*SET TASK*.
Show all lines from the data that include the word "components".

Begin

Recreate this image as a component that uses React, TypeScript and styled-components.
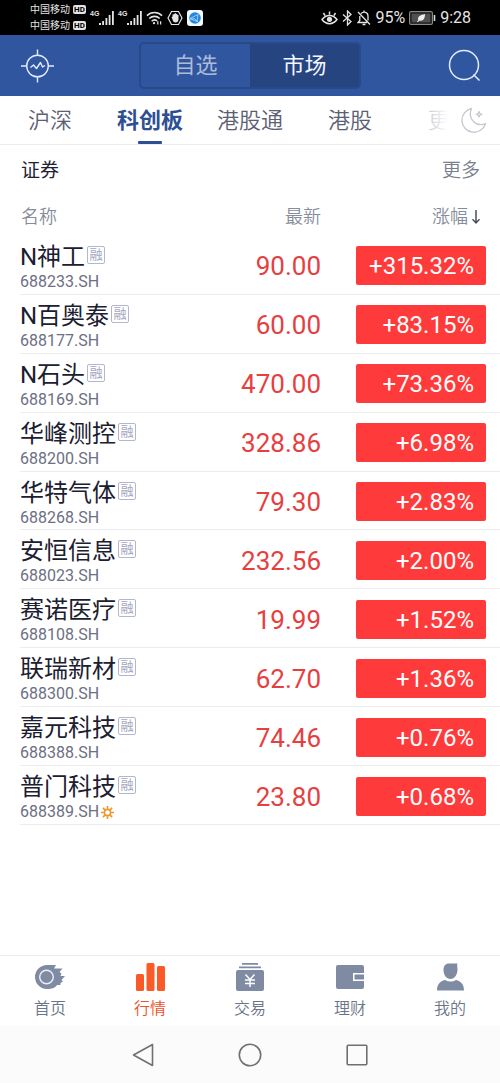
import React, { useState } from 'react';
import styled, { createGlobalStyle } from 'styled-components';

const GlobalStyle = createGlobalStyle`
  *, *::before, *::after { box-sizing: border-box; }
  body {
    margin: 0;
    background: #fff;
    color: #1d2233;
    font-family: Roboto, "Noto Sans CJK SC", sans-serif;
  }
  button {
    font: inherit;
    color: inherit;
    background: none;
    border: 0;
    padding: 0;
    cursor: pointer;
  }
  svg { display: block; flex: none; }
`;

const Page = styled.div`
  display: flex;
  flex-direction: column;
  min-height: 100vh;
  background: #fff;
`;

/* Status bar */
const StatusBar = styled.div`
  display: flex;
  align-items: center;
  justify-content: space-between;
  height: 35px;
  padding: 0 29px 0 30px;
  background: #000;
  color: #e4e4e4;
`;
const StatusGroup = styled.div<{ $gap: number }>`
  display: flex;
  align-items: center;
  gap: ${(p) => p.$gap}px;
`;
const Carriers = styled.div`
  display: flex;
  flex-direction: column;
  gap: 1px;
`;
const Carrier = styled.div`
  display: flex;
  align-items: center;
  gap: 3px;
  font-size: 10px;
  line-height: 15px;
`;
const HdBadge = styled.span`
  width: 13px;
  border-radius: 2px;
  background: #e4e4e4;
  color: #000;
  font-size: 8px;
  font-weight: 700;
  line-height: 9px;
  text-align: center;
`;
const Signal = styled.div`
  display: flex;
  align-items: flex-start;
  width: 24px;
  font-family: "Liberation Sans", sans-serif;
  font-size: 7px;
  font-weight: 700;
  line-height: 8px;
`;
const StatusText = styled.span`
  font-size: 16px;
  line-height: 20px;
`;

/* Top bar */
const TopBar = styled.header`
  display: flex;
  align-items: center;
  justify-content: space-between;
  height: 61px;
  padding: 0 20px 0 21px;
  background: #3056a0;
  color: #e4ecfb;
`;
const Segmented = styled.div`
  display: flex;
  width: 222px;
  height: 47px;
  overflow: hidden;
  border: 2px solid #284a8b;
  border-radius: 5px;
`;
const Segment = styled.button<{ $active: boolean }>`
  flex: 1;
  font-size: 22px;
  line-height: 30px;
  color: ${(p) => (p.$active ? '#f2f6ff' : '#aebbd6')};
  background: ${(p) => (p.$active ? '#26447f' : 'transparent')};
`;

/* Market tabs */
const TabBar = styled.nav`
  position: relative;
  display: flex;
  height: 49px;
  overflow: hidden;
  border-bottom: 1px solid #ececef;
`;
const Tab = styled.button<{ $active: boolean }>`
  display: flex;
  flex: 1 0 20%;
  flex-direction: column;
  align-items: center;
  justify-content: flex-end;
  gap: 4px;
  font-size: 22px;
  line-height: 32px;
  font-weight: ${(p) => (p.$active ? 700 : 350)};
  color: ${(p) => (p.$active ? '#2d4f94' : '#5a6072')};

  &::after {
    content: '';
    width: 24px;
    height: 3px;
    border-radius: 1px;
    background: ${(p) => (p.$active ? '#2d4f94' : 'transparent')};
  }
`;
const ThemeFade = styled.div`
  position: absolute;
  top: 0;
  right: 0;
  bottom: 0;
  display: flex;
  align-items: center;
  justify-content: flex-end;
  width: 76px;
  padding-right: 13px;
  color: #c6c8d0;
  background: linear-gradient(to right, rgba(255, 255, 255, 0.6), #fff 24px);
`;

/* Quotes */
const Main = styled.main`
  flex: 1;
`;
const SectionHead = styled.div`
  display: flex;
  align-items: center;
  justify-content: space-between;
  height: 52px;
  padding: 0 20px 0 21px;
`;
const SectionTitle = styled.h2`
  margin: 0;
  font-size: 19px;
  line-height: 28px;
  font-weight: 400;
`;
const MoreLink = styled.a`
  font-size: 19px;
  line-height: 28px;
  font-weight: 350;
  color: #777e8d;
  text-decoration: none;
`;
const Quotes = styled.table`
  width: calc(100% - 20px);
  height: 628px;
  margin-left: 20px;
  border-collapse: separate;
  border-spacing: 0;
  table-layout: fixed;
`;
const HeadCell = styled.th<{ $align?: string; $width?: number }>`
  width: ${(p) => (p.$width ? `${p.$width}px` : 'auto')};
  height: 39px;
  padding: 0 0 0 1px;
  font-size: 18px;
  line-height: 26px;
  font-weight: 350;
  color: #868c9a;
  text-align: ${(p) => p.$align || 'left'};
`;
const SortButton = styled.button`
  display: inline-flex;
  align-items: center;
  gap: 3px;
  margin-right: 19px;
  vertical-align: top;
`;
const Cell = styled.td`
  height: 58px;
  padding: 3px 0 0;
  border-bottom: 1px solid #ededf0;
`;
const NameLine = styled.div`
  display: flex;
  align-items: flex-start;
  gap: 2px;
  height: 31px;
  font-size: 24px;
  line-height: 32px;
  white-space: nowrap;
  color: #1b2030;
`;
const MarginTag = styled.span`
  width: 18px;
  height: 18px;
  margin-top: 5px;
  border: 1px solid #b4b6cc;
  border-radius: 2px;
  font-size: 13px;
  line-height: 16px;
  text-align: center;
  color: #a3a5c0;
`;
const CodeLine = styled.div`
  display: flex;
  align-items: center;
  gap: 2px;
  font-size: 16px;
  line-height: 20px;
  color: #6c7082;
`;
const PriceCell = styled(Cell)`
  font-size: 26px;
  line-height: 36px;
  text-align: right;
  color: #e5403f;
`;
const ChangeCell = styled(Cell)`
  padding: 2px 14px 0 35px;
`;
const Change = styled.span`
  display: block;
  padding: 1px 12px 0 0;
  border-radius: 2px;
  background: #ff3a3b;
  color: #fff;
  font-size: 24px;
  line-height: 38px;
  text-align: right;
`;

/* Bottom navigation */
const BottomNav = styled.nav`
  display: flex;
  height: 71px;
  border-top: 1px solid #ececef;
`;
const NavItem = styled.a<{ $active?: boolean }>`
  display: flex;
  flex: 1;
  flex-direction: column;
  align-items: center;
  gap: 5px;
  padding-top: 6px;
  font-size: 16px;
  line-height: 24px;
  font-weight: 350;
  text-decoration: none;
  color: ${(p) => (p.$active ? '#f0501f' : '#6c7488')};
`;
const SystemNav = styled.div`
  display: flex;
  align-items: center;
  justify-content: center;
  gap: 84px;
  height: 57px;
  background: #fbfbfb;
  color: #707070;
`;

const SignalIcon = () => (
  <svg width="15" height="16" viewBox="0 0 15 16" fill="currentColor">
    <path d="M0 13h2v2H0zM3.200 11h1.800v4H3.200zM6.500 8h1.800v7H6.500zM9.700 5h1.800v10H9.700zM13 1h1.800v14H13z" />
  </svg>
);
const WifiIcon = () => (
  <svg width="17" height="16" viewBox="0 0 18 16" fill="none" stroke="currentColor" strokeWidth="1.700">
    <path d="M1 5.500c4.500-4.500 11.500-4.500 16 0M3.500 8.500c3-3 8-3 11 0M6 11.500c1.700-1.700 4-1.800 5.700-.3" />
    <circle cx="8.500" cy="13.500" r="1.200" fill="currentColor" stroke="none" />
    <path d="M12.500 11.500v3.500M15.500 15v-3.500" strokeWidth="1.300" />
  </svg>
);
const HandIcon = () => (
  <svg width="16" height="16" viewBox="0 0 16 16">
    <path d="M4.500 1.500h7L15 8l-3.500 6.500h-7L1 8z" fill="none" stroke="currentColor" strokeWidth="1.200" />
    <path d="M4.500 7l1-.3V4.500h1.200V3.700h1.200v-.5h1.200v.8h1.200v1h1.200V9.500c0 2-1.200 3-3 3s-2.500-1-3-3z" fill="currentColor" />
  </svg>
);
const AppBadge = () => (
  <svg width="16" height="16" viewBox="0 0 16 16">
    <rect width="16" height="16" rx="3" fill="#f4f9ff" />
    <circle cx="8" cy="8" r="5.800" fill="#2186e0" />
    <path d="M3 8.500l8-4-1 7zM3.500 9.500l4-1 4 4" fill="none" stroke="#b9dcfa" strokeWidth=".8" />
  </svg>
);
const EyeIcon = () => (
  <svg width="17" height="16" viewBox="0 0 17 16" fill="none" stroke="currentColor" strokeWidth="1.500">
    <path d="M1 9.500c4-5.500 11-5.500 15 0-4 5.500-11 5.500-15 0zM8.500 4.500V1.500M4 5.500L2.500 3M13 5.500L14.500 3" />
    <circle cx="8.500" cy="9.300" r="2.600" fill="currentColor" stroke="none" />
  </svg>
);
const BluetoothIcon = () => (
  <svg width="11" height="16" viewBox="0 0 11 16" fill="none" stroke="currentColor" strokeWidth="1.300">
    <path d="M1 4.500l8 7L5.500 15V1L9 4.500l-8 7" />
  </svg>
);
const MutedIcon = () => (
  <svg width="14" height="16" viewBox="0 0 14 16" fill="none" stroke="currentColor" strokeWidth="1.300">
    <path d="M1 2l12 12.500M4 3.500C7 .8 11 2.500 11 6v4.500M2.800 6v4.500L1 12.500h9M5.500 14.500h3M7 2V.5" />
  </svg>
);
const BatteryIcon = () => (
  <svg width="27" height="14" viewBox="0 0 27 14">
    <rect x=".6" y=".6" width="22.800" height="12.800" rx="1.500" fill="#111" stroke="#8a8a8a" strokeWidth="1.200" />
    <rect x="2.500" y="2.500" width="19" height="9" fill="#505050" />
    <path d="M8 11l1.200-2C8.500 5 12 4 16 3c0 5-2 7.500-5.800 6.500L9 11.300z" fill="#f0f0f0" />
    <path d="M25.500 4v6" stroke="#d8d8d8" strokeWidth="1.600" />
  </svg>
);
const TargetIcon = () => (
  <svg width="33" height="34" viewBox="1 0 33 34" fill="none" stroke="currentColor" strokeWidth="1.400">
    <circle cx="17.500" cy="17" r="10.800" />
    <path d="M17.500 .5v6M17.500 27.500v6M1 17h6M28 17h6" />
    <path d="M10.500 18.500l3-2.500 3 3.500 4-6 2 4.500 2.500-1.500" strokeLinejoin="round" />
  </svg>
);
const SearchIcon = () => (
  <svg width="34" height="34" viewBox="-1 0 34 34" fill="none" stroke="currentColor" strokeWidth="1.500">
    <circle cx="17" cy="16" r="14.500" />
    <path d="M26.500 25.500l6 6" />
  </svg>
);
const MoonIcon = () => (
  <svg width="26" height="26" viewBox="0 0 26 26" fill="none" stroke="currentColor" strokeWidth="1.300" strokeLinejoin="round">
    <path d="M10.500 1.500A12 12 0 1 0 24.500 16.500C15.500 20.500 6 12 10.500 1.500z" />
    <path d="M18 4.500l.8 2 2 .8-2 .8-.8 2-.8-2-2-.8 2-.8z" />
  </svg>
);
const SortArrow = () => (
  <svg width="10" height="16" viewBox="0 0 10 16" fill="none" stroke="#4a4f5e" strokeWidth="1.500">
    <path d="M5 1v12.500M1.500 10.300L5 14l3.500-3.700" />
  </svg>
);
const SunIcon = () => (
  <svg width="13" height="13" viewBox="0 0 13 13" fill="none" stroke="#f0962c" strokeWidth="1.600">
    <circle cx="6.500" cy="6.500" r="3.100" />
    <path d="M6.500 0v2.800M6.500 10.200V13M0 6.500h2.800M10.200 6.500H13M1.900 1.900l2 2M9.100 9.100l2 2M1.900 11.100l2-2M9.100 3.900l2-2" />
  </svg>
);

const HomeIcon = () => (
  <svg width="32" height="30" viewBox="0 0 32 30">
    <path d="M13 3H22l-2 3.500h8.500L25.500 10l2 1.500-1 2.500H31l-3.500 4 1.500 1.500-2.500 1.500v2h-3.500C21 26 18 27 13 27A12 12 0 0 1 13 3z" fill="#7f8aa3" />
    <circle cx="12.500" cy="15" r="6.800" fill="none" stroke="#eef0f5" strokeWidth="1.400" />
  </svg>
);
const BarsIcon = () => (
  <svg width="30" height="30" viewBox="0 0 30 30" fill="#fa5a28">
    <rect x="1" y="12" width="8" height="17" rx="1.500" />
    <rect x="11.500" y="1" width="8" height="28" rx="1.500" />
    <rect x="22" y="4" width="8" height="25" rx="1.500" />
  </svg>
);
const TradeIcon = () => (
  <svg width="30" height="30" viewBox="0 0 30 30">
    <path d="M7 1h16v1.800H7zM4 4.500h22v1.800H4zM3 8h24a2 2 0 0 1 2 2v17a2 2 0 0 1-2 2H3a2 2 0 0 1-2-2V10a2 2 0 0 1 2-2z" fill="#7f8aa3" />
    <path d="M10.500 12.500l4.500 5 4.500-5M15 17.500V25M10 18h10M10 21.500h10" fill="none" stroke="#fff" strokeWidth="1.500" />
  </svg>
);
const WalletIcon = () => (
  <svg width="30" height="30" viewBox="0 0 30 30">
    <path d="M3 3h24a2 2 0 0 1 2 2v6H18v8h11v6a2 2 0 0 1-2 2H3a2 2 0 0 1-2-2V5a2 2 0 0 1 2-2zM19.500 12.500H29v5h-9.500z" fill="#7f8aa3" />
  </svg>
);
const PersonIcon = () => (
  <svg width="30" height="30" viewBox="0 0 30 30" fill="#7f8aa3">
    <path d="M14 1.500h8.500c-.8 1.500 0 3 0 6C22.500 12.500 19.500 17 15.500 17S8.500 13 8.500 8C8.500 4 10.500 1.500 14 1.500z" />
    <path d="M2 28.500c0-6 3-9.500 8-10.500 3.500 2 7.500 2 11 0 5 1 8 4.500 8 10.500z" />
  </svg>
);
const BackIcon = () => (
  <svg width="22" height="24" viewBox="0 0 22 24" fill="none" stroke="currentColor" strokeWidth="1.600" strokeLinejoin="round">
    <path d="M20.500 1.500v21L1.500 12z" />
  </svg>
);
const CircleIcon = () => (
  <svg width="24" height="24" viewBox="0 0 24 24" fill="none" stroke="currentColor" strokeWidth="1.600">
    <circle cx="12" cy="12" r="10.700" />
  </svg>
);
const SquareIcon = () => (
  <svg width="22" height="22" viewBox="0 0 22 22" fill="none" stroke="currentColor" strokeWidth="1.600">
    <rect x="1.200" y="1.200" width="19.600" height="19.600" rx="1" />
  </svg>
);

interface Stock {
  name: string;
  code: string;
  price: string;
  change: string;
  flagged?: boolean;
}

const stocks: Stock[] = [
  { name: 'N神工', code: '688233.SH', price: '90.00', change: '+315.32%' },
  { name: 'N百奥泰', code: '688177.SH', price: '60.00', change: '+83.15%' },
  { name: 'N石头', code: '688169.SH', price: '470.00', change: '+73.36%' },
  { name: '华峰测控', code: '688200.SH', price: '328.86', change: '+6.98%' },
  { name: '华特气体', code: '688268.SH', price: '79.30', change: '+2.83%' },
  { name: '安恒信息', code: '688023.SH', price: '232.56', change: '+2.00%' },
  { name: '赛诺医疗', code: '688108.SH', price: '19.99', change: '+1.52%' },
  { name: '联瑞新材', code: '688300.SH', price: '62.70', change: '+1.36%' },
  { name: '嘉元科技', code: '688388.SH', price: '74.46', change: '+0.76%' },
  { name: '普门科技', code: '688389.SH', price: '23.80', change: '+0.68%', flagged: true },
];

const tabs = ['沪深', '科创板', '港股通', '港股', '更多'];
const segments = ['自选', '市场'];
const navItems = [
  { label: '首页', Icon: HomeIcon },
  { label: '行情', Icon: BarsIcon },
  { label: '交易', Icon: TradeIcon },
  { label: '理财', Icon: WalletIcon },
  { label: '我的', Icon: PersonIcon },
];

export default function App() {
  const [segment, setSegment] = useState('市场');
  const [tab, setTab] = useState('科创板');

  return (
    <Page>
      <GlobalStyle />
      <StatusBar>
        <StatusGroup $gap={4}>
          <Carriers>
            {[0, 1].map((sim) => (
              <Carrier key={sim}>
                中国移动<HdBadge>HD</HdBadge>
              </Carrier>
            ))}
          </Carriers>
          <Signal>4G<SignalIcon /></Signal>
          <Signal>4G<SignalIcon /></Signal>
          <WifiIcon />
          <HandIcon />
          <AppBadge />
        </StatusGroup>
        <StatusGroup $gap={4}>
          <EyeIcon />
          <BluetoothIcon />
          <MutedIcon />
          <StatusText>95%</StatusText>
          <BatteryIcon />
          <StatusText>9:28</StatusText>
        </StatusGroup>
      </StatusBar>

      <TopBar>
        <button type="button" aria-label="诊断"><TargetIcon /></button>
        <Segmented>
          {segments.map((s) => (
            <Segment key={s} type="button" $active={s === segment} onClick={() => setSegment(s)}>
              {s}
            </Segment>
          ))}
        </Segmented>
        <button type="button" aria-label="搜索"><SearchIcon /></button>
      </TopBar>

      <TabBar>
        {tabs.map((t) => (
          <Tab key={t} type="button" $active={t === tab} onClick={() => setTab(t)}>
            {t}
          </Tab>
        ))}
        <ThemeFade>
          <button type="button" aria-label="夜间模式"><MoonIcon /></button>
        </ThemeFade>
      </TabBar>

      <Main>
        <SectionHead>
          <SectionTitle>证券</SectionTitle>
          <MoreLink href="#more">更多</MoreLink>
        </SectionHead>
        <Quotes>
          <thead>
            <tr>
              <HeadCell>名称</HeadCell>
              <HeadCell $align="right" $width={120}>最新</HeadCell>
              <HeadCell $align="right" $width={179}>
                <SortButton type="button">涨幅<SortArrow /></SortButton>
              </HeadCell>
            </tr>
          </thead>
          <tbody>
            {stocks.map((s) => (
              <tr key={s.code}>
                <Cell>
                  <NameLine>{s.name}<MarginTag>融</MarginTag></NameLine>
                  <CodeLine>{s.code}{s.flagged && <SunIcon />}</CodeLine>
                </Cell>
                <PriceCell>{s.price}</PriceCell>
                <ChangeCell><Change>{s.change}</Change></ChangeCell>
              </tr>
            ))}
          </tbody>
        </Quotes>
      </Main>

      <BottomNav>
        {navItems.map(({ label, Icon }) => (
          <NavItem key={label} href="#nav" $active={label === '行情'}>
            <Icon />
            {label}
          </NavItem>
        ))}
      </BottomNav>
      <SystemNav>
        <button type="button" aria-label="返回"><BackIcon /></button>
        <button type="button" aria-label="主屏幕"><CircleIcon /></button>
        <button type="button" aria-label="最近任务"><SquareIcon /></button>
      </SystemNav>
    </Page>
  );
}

End

*SOLUTION TO THIS EXERCISE*.
Recreate this image as a component that uses React, TypeScript and styled-components.
import styled, { createGlobalStyle } from 'styled-components';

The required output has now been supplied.